**WHAT NEEDS TO BE DONE**
Across the listing below, how many lines hold "this"? Reply with the number by itself.

[Begin]

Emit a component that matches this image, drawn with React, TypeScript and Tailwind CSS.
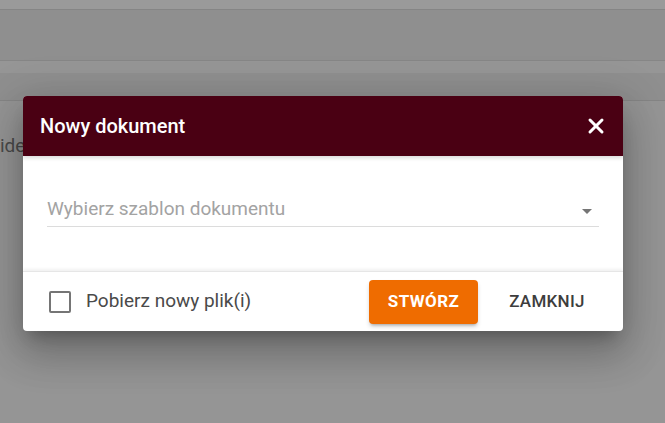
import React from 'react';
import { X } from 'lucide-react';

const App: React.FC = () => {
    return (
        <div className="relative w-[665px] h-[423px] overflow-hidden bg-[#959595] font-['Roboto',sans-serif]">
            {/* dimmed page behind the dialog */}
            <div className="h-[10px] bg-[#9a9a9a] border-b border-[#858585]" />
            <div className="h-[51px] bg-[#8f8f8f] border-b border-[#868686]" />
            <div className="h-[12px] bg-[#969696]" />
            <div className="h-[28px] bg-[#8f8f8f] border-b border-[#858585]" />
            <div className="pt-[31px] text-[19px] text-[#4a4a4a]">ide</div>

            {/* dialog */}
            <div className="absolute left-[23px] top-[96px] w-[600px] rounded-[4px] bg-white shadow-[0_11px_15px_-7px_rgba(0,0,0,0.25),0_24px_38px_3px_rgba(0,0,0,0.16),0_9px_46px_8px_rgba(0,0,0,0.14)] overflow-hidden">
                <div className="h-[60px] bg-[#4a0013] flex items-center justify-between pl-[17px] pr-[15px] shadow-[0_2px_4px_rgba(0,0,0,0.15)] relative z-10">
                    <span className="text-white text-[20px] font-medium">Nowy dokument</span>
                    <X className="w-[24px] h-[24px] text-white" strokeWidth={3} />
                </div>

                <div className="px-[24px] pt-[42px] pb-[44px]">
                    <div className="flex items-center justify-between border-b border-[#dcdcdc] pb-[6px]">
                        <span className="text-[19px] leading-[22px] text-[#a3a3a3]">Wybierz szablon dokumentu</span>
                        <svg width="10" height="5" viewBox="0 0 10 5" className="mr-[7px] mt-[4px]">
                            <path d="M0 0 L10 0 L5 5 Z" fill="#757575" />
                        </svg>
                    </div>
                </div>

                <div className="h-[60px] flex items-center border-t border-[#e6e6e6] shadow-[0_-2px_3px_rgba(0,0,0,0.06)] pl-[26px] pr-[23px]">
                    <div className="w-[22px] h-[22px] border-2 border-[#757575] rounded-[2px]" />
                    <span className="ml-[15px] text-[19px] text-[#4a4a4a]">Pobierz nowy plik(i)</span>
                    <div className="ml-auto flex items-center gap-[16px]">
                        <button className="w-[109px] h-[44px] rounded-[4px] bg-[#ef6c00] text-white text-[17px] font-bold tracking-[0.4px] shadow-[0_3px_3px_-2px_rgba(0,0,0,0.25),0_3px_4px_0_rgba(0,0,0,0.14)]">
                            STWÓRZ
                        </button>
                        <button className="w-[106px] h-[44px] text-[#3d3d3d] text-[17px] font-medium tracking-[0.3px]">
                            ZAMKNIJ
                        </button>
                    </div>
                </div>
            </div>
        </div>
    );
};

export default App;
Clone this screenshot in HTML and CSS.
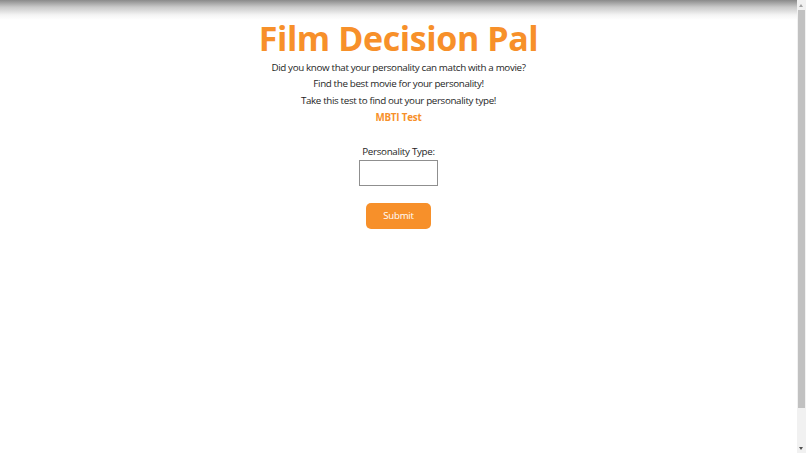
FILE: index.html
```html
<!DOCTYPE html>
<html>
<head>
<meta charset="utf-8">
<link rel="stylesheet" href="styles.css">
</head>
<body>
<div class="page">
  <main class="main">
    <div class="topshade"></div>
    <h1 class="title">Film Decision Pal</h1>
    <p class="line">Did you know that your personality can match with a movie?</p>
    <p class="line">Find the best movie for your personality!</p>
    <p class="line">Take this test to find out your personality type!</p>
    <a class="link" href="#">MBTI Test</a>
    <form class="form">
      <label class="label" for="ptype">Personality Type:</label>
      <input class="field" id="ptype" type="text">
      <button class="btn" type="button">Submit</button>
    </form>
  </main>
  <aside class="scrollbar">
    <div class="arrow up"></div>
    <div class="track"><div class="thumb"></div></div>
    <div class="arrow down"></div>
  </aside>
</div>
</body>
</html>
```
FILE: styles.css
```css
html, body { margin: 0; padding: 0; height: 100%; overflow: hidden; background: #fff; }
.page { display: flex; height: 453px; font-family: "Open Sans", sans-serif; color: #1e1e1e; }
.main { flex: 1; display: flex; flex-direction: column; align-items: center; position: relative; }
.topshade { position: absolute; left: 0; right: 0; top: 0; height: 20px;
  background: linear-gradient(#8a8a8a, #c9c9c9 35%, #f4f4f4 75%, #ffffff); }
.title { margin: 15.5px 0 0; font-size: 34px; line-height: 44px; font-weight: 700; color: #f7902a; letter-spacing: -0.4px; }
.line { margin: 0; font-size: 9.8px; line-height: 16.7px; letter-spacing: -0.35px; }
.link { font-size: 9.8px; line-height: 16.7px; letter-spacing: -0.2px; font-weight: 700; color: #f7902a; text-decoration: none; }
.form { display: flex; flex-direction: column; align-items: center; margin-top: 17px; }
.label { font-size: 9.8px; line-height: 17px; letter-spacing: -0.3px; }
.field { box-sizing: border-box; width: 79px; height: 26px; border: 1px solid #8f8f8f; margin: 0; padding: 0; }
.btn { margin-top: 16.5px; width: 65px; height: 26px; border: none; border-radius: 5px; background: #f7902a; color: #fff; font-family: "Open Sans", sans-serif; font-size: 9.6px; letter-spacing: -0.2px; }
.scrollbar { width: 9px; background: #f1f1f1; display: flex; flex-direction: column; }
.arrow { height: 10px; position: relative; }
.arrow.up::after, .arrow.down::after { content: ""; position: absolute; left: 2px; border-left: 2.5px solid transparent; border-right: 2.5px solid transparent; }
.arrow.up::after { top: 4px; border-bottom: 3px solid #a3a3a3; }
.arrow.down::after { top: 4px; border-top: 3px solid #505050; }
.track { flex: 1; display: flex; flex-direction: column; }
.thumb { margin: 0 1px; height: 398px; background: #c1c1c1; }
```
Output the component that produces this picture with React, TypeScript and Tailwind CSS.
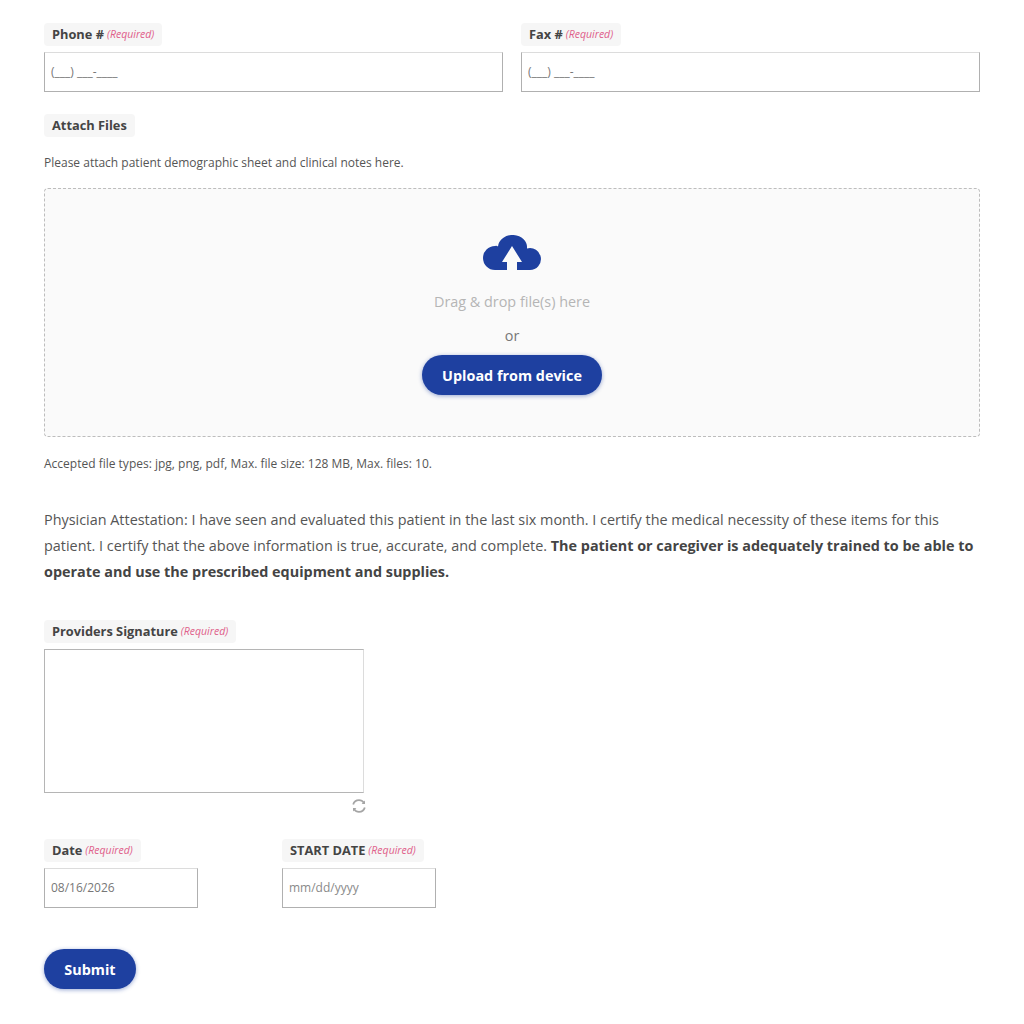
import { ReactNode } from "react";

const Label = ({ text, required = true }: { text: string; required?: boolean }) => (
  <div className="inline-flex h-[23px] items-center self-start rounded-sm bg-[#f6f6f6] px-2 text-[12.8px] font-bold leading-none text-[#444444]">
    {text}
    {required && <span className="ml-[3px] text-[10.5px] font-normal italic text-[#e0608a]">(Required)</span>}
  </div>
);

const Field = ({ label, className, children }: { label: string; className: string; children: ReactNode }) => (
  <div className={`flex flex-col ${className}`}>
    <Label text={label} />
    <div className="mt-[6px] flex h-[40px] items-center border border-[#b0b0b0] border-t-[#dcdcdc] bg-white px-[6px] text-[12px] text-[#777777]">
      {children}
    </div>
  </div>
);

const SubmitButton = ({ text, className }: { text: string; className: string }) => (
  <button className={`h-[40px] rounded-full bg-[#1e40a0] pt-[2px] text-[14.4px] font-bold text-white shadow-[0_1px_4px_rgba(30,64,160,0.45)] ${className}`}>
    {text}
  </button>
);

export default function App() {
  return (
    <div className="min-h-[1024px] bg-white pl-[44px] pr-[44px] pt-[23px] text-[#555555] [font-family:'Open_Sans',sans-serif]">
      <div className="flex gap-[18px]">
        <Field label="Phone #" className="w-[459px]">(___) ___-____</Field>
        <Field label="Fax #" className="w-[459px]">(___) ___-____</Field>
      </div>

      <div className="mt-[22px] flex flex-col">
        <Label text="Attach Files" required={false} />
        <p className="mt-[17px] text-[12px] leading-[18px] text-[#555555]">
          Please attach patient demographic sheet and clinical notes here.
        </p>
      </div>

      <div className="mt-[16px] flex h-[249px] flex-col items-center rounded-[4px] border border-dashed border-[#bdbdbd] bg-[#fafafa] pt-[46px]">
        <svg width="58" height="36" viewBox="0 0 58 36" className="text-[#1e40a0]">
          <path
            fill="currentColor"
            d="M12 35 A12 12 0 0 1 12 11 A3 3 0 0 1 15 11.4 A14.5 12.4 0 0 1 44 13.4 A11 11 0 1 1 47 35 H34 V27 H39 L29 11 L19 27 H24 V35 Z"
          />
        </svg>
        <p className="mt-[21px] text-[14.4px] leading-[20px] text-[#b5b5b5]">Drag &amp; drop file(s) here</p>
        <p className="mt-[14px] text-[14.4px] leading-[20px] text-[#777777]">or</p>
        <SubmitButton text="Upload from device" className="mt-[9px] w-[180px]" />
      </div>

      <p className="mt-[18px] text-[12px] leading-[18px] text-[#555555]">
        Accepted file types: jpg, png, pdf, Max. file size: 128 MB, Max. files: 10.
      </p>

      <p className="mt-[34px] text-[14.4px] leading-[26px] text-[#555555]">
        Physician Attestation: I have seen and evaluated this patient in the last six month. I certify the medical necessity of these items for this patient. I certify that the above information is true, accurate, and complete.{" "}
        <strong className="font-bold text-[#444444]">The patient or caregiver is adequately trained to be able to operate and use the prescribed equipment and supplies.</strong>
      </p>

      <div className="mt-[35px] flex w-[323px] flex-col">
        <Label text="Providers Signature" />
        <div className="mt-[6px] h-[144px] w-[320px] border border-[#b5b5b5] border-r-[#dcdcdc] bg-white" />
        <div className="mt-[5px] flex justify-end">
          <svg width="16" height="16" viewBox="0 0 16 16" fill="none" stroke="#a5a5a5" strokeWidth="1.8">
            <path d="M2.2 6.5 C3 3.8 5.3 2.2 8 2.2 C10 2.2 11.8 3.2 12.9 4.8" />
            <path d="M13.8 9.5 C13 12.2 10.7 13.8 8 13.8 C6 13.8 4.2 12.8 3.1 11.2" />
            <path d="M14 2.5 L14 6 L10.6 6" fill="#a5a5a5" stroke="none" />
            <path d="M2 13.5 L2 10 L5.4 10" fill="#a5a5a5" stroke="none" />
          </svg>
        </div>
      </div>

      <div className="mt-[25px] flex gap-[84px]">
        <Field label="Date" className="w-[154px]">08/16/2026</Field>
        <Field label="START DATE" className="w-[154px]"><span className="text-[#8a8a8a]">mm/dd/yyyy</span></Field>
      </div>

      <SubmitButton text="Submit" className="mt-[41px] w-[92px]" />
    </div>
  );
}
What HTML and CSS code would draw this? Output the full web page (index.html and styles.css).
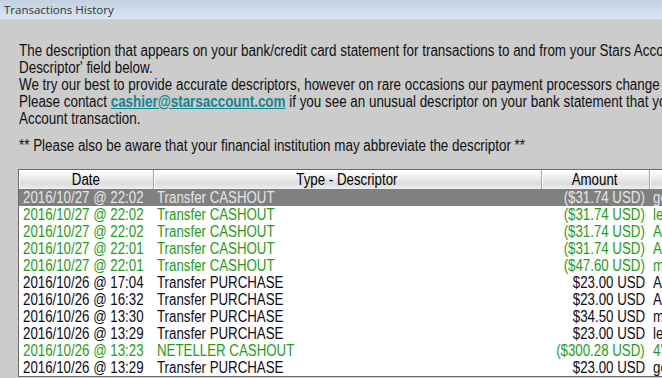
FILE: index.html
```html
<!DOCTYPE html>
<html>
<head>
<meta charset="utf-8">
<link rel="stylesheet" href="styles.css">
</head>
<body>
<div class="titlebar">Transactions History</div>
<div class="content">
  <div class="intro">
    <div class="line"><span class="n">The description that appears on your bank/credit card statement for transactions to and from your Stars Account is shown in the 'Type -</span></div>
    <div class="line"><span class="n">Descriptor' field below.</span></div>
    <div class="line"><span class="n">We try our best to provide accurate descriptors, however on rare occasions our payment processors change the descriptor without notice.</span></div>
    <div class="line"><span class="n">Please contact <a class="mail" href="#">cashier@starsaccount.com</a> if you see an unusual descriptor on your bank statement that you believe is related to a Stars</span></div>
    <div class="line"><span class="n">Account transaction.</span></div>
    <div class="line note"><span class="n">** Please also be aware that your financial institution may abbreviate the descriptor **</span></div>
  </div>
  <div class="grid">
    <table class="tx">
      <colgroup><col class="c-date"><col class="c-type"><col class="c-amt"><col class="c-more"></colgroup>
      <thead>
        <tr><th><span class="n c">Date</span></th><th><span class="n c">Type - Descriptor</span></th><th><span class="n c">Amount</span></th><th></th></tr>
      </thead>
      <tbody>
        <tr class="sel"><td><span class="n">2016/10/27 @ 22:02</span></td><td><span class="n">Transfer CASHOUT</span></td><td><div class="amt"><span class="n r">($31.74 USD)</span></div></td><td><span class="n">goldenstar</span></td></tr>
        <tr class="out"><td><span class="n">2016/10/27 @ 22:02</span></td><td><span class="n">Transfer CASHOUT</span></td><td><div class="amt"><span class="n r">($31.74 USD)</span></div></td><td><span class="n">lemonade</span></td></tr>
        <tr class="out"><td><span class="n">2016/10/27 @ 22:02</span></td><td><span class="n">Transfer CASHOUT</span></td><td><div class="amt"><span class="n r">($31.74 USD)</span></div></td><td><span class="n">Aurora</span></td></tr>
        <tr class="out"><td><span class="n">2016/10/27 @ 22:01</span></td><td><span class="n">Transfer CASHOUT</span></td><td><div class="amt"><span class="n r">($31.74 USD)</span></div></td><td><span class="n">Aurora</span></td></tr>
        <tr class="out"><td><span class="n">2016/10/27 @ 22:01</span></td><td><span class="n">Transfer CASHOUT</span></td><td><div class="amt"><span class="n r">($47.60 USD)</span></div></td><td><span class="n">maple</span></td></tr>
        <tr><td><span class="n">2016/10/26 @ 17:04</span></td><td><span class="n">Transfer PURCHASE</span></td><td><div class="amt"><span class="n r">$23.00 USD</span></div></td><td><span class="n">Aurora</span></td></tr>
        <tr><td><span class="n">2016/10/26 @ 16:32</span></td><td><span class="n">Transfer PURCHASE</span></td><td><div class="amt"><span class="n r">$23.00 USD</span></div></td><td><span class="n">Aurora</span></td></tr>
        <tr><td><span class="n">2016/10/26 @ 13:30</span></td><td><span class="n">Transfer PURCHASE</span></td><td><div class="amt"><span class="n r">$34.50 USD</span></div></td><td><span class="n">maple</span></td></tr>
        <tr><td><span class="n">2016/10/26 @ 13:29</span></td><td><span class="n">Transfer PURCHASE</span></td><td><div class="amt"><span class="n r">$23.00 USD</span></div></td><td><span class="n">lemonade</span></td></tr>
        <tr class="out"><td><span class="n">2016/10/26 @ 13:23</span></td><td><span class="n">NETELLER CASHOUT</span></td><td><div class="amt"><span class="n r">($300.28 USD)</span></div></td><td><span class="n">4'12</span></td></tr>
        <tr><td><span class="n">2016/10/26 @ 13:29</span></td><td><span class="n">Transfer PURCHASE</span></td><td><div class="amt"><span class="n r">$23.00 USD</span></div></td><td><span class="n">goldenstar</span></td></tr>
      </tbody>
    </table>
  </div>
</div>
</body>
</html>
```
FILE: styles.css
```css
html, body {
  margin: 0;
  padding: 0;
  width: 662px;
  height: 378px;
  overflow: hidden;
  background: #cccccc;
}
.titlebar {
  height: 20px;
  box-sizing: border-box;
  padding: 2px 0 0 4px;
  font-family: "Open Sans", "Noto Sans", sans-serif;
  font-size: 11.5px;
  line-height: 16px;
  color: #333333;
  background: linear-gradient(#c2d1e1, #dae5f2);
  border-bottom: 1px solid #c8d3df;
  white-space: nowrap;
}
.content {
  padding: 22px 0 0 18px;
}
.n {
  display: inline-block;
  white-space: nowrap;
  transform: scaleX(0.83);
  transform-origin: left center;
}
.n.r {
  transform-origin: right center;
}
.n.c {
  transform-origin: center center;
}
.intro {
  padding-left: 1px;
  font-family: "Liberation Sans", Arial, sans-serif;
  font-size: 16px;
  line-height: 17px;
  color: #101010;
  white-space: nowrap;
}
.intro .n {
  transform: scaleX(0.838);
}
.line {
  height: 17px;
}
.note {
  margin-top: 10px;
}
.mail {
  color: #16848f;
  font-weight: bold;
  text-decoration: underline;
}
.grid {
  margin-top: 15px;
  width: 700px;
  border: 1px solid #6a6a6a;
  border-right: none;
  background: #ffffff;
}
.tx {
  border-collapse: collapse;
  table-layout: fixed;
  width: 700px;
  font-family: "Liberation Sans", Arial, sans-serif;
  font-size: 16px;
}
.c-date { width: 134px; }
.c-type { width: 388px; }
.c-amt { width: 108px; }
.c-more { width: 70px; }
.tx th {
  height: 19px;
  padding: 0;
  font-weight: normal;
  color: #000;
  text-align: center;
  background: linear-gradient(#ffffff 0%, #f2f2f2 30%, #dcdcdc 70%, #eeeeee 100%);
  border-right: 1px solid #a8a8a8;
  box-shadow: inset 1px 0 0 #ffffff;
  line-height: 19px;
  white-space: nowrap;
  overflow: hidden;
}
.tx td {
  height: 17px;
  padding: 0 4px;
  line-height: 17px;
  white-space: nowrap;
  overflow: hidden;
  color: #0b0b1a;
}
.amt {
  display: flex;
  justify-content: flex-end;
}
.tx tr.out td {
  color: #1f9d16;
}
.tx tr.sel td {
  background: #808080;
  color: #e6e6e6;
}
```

[End]

**CORRECT OUTPUT**
6